Exercise goal:
In the material below, find each line holding the string "components" and copy it.

Information shown:
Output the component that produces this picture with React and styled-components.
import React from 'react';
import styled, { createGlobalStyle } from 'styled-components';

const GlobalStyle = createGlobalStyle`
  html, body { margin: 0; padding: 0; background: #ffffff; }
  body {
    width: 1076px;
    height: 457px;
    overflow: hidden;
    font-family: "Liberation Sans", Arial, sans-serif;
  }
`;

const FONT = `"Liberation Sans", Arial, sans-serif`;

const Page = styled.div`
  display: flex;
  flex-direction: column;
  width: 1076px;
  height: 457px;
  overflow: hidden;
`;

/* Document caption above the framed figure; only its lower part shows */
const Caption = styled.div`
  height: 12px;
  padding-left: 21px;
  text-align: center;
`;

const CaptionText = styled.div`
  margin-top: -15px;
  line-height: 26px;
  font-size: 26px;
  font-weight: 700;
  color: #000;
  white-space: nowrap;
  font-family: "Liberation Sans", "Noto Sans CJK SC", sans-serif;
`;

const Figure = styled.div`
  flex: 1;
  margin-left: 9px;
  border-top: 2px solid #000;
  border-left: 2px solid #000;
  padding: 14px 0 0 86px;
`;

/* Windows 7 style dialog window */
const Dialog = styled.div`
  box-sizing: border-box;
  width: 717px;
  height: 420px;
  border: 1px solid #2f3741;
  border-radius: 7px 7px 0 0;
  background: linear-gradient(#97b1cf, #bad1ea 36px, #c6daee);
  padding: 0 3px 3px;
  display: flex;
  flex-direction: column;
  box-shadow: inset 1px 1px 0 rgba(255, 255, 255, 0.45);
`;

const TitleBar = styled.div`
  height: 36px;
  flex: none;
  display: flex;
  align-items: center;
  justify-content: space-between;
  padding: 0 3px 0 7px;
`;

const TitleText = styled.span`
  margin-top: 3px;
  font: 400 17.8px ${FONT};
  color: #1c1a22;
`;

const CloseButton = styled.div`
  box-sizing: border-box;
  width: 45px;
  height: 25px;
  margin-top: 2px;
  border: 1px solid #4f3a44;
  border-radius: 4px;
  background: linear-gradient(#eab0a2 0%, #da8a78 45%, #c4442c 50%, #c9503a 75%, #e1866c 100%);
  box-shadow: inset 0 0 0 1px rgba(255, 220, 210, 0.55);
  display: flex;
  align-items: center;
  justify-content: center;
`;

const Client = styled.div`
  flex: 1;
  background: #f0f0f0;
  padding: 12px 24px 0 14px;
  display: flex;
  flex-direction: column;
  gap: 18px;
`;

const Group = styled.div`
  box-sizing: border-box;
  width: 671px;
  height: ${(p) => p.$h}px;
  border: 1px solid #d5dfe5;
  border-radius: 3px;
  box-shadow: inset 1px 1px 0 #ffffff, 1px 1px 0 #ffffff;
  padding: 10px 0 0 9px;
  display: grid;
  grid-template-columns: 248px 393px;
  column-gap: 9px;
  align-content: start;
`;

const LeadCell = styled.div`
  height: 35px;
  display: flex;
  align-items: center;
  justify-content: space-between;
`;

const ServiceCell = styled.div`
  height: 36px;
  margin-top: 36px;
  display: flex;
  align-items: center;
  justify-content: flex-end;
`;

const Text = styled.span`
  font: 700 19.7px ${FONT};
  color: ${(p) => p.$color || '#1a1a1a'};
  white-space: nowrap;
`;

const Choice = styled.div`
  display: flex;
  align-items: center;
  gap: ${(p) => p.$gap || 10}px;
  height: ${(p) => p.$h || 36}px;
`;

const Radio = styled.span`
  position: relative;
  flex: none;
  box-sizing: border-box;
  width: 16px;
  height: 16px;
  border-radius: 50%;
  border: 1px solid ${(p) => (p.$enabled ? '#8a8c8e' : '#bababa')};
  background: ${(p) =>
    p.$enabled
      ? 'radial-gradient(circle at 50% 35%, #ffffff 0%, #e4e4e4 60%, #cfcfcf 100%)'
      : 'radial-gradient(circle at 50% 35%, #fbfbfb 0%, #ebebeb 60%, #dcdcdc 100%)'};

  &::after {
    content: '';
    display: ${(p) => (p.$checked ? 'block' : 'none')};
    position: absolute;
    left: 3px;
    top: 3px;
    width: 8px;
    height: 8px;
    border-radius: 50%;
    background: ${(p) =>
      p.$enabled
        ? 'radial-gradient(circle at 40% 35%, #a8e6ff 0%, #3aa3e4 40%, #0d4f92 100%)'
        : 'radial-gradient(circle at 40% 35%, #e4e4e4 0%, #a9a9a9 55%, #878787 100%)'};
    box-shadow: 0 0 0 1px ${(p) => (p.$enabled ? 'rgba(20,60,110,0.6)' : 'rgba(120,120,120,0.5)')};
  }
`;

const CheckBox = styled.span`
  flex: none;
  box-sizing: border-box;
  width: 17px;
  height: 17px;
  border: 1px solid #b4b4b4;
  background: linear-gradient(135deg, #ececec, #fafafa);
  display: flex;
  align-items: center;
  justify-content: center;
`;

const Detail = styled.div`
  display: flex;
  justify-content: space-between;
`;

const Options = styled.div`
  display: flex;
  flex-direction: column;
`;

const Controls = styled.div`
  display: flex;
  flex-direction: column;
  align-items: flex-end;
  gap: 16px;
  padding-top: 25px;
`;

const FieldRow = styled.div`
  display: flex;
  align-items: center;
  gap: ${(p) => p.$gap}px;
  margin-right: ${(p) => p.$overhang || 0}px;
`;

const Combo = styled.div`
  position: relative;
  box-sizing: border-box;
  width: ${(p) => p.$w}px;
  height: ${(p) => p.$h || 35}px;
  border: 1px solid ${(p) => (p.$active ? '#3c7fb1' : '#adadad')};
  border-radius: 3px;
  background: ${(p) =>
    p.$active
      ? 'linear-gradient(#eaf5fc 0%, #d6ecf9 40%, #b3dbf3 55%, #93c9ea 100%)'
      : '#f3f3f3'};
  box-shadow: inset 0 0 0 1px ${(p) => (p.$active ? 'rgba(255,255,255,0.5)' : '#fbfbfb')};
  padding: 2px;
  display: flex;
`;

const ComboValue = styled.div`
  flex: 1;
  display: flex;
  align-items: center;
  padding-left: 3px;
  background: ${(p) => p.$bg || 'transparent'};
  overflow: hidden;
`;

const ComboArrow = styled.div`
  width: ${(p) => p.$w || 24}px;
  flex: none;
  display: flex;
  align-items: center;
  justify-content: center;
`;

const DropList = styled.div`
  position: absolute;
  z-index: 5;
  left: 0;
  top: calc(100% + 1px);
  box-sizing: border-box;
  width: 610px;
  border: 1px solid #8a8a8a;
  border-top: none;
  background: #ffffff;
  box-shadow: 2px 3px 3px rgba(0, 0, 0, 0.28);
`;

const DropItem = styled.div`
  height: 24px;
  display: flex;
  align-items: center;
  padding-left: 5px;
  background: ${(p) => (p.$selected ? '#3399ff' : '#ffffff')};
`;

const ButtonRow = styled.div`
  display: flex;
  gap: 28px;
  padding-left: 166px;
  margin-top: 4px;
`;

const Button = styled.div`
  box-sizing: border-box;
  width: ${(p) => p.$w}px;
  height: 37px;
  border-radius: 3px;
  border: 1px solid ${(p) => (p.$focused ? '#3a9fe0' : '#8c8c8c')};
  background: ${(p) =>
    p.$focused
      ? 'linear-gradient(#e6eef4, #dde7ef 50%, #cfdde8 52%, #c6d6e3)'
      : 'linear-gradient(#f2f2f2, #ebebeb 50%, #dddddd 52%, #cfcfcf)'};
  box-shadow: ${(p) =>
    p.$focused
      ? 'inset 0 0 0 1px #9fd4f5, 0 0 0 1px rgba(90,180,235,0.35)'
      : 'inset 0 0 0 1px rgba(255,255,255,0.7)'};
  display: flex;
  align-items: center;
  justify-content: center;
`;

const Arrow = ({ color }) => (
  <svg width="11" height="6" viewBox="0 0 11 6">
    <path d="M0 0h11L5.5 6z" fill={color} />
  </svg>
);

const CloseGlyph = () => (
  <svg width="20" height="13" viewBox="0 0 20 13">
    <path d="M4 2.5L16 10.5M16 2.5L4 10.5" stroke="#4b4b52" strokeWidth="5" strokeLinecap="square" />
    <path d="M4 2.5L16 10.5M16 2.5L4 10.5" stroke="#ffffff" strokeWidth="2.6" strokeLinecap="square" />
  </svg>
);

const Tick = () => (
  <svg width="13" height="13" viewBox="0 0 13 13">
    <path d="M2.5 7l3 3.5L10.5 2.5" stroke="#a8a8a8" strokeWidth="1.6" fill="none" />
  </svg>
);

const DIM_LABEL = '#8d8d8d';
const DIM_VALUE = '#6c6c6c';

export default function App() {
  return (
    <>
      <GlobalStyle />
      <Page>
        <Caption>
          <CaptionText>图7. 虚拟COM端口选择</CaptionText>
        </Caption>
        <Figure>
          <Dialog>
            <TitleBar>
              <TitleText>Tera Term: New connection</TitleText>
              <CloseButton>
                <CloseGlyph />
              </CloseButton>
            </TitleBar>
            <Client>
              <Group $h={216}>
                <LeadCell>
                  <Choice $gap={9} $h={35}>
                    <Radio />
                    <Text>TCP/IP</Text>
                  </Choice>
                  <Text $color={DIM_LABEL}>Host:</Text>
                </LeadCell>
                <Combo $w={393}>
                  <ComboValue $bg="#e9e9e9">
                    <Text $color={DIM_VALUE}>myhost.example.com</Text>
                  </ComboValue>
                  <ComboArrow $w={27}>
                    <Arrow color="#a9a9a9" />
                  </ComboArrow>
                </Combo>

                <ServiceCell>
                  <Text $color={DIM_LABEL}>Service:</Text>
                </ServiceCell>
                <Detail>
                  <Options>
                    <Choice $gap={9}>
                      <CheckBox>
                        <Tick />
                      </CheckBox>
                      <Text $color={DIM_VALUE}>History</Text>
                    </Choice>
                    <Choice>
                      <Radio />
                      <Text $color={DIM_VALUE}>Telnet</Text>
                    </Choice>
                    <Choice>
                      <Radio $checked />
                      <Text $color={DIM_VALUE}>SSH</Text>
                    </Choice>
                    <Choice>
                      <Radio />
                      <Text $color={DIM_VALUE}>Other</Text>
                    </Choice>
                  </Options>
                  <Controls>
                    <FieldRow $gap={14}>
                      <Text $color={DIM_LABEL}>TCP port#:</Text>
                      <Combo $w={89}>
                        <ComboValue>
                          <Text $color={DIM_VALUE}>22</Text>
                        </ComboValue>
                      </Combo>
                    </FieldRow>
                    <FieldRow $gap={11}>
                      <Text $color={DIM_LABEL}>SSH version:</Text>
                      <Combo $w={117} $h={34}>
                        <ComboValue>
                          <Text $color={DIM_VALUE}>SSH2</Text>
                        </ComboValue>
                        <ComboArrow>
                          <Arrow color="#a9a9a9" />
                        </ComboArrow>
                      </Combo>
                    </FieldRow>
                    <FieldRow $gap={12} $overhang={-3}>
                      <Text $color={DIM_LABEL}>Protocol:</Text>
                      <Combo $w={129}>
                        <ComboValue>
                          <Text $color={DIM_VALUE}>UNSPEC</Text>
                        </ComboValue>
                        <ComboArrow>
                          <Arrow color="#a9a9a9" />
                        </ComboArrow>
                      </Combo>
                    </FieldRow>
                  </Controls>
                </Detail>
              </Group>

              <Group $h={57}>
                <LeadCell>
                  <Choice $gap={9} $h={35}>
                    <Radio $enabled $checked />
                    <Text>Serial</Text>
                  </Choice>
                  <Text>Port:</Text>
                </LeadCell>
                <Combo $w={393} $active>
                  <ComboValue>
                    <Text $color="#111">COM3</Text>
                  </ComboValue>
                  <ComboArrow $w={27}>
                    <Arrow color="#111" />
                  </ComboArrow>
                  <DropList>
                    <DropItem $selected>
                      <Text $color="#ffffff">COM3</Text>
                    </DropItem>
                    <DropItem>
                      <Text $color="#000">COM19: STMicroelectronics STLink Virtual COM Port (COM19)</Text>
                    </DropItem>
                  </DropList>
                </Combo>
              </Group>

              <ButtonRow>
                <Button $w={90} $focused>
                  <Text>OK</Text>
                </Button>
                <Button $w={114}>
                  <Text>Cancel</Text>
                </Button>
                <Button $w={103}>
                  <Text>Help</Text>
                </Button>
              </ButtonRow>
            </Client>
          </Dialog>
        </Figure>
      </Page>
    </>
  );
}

Output of the exercise:
Output the component that produces this picture with React and styled-components.
import styled, { createGlobalStyle } from 'styled-components';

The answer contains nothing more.